Hillemeyer, Stevenson and Olson believe that at the end of the day, the band's safety came down to their presence and successful communication with Sawtooth National Forest officials. Those officials in turn immediately contacted the rancher and told him where he could safely drop off his sheep.

"Which was great," Hillemeyer said. "They were already in trucks."

She also credits the rancher for being open to adapting to the presence of the pack.

"They were more than willing to change their route."

Having Sawtooth officials open to redirecting the band to the Owl Creek allotment—which was rested last summer—also contributed to the day's peaceful outcome, Stone said.

"It gave us an opportunity to work things out," she said.

Kurt Nelson, Ketchum District Ranger for the Sawtooth National Forest, also praised the collaboration.

"I think the level of cooperation is unprecedented," he said.

Participants in the project hope to react positively and quickly to any challenges that come their way, Nelson said.

"It's adaptive management," he said.

For the remainder of the summer, at least one of the Defenders of Wildlife field assistants will be out in the field at night, the time when sheep are most vulnerable to depredation by wolves. And except in a few instances, the most they'll have to keep an eye on inside the upper Wood River Valley project area will be two sheep bands.

In addition to setting up night pens each evening and monitoring for the whereabouts of the Phantom Hill pack—the project's primary focus—the field assistants will also deploy loud air horns or 22-caliber starter pistols to scare off wolves that venture too close to wandering sheep bands.

For their part, herders working for Carey-based Lava Lake Land & Livestock, John Faulkner of Gooding and John Peavey of the Flat Top Sheep Ranch will also keep in close contact with the field assistants. And keeping watch over the sheep bands will be Great Pyrenees guard dogs.

It was only a few weeks ago when Stevenson, Hillemeyer and Olson, a retired Idaho Department of Fish and Game conservation officer from Hailey, were trained on how to use radio telemetry to keep tabs on radio-collared wolves. In the eight-member Phantom Hill pack, the alpha male and a 2-year-old female are the only wolves with radio collars.

Since the spotters began training, they've learned quickly, Stevenson said. But he said it may take time before he's really accomplished in the use of radio telemetry equipment, which experienced users can use to triangulate where a wolf is, to a very close degree.

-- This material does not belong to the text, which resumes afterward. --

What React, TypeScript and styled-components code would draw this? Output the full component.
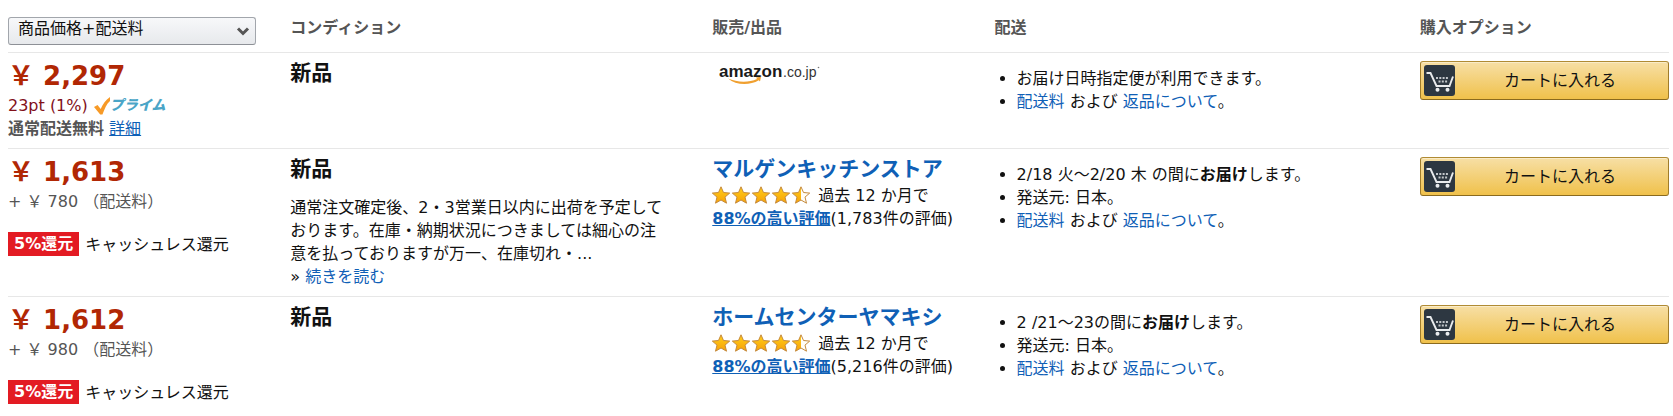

"I still don't have a grasp on how far they are, but at least I know what direction," he said.

Olson said they've also become much quicker at setting up the electrified night pens for the sheep. He said it now only takes them about 1.5 hours to set up the three- to five-acre enclosures.

The ongoing project to save both the Phantom Hill wolves and grazing sheep in the upper Big Wood River drainage is the brainchild of a diverse group of people—including ranchers, U.S. Forest Service officials and conservationists—who aren't normally seen working together so closely.

Like Stevenson and Olson, Hillemeyer realizes they may not always be so lucky. She said that while they're excited by the success they've found so far, the fact that everyone is communicating so well is in itself remarkable.

"If that's all we do, that's great," she said.